Sevgili okuyucular, olumlu düşünce ve iyimserlik “iyi”dir. Ancak unutmamak gerekir ki, “doz zehirdir”. Gerçekçi olmayan iyimserlik ve aşırı güven yatırımcıların en büyük ayak bağıdır. “Rhonda Byrne’in “Sır”rındaki “çekim yasası” hayatı temsil etmez ve hiçbir bilimsel temele dayanmaz. Kişinin kendisi dışındaki konu ve olayları “istemenin gücü ile istediği yöne çevirmesi, ancak saflara özgü bir inançtır. Yapılan araştırmalar, hisselerini sürekli inceleyen yatırımcıların, bu konuya özel önem vermeyenlerden daha fazla kazanmadıklarını ortaya koymuştur.
Gelecek yazımızda, profesyonel ve bilgili olduğunu düşünen yatırımcıların, içinde yaşadıkları “gerçek dışı” dünyayı konu eden araştırmalara yer vereceğiz.
Kaynaklar
Ola Svenson:”Are we all less risky and more skillful than or fellow drivers?” Acta Psychologica Vol 47. (1981)
Daniel Kahneman: Remarks at the Institute of Certified Financial Planners. Wealth Management Symposium. New York. (1999)

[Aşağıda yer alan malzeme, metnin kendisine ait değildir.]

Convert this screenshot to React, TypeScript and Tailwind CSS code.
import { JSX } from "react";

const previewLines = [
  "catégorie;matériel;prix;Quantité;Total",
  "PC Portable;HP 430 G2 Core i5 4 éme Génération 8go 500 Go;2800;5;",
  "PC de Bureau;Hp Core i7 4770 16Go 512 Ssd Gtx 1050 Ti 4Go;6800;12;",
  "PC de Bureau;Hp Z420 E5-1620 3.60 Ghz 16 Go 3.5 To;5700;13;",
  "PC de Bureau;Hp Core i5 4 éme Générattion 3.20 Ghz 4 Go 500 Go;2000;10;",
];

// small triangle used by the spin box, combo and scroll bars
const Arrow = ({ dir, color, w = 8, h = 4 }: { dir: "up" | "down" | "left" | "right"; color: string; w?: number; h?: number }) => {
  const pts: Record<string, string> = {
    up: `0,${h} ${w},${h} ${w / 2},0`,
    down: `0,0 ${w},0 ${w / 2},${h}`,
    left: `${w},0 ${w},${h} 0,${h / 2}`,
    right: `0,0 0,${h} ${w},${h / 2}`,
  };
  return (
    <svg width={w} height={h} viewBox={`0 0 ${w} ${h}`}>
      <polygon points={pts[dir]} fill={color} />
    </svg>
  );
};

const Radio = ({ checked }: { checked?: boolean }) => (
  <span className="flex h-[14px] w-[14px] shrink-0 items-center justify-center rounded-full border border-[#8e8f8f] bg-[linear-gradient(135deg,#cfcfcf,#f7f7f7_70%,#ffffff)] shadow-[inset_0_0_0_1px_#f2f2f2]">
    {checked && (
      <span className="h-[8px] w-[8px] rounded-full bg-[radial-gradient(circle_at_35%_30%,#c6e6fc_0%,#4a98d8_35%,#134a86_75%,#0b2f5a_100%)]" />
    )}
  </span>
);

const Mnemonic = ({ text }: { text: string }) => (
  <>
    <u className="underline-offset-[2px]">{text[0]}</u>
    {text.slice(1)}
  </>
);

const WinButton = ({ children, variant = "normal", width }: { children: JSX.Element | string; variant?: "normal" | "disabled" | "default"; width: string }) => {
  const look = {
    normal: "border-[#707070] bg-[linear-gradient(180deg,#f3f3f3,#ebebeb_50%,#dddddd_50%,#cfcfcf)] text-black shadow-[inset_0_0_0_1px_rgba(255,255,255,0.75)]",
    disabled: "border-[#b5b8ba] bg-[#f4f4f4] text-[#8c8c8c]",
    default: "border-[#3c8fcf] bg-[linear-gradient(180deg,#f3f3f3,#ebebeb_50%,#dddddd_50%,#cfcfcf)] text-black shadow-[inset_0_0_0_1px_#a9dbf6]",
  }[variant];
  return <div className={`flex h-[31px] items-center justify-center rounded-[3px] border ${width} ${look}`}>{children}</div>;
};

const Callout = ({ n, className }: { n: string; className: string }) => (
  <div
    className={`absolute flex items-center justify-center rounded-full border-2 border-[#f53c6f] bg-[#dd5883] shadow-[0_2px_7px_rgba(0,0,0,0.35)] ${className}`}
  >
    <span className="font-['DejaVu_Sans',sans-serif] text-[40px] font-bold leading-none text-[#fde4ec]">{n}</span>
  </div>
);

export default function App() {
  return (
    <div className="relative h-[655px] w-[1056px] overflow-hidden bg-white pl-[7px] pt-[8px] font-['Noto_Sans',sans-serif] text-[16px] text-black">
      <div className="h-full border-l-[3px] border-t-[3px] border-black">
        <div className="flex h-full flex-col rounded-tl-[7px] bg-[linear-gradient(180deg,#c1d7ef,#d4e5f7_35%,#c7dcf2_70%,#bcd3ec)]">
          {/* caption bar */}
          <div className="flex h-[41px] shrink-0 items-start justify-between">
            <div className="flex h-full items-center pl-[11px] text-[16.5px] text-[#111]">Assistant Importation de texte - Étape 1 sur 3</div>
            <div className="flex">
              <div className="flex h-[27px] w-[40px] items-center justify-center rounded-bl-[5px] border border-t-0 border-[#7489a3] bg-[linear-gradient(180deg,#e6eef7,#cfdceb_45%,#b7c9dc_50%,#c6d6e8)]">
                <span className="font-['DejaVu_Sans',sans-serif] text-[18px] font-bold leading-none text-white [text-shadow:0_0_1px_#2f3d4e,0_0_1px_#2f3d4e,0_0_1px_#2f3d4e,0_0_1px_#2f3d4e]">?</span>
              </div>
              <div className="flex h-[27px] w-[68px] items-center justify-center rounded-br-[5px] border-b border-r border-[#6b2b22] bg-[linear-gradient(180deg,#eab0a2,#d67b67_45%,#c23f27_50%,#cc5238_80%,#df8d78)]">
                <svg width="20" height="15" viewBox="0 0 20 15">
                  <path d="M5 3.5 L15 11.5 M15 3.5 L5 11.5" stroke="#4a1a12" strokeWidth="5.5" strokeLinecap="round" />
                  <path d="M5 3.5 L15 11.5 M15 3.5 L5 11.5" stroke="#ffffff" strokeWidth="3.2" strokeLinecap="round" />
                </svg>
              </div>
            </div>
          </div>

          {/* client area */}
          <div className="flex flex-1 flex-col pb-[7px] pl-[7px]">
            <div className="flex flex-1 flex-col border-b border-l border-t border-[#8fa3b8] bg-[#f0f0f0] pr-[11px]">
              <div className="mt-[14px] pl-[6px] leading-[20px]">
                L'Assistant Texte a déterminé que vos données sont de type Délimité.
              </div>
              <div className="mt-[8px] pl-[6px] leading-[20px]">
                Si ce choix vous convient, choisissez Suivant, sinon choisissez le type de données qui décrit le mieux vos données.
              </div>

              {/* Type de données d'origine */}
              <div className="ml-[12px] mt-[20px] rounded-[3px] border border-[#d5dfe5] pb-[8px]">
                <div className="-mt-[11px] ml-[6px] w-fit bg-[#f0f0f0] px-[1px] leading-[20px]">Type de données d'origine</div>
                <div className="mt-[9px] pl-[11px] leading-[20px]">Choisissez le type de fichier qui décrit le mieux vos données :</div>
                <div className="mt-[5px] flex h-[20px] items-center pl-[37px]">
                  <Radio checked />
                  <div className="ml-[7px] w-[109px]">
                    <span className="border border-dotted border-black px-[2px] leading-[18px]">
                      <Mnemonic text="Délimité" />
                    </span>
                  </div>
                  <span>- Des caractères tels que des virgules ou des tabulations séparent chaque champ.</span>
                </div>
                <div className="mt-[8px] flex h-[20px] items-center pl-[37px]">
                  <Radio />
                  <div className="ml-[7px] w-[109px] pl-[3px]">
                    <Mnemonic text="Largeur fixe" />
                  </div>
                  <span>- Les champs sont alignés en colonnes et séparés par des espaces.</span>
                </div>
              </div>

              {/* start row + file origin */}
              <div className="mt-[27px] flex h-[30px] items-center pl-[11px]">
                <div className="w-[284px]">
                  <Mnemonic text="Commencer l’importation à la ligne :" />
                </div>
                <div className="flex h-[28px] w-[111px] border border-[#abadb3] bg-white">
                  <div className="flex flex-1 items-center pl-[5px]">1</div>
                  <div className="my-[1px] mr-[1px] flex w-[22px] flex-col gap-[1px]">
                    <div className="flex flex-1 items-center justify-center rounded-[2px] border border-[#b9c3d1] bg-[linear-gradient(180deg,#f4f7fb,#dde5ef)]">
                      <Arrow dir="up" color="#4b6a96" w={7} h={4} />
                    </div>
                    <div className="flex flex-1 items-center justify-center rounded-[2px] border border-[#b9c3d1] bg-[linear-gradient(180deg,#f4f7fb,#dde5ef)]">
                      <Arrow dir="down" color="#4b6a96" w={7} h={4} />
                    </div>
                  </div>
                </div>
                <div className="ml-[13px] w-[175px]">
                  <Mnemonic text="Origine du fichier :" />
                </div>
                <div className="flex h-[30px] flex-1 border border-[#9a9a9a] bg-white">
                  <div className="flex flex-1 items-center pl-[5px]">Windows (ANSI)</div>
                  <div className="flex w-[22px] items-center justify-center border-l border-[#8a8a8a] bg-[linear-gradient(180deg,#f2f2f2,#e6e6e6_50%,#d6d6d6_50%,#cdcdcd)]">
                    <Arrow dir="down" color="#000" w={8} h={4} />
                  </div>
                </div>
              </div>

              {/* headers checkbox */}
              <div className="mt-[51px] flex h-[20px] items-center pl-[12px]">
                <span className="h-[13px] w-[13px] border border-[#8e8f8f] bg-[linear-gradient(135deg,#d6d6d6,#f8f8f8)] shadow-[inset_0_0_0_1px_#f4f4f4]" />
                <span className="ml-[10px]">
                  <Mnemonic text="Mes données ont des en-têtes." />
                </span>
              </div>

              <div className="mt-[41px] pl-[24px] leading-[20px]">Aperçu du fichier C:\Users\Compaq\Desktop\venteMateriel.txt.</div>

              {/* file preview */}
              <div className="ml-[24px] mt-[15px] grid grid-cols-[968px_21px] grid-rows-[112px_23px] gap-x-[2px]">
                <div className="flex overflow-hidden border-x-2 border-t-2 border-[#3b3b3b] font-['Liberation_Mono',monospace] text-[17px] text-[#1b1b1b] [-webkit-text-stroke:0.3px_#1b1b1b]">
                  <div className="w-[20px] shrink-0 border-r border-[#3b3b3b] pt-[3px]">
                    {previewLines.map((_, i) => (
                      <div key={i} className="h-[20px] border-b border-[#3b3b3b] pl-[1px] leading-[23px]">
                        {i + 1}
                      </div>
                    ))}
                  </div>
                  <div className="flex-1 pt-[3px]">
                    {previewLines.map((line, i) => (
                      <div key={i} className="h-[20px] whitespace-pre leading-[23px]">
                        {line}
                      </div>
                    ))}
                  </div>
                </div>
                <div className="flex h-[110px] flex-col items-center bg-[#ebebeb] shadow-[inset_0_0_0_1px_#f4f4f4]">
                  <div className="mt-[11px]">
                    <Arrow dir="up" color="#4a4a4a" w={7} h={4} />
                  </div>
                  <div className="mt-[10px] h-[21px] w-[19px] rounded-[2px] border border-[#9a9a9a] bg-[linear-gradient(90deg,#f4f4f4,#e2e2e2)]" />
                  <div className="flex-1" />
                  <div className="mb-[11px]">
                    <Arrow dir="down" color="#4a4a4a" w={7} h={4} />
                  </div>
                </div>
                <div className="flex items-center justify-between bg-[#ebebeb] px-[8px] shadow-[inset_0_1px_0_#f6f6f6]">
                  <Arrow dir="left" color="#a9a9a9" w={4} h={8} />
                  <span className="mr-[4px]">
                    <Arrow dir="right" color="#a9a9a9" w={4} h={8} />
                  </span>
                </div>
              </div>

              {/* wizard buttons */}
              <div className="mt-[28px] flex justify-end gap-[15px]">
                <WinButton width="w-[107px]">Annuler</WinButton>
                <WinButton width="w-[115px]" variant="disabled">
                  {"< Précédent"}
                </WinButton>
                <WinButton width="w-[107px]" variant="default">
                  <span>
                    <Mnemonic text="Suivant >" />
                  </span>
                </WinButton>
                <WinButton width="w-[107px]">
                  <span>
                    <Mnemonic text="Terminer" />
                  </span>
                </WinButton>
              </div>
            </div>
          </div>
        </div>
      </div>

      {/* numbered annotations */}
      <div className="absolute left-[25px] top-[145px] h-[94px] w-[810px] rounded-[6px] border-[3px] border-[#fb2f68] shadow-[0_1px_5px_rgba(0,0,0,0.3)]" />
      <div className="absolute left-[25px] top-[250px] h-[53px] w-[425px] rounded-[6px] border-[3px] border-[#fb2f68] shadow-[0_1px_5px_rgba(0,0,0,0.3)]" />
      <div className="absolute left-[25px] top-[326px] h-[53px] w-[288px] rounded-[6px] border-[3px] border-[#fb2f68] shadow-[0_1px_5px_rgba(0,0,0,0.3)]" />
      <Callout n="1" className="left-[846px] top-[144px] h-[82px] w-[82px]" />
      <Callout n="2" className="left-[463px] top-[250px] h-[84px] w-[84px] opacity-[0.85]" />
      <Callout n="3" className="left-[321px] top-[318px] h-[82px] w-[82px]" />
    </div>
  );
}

hayatta hiçbir şeyin tesadüf olmadığına inanırım ve bu yüzden uzun zamandır toz pembe bir yatırım hayalleri kurarken yani hocamın da dediği gibi saf bir düşünce tarzı ile olumlu düşünerek her şeyi pozitif anlamda yorumladığım dönemde çok iyi bir ders oldu ve üzerinden atladığımı birçok konuyu yeniden gözden geçirircem…
Makalenizi çok beğendim.
Çok güzel …
İsteme gücünün önemini anlamak isteyen ve biraz da titreşerek eforsuz bir şekilde olumlu sonuçlar almayı umut eden biriyseniz ”Çekim Yasası” kitabını okumanızı öneririm. Ben çok faydalandığımı söyleyebilirim. Tamamen bilimsel temellere dayalı (!) olduğunu okuduğunuzda fark ediceksiniz.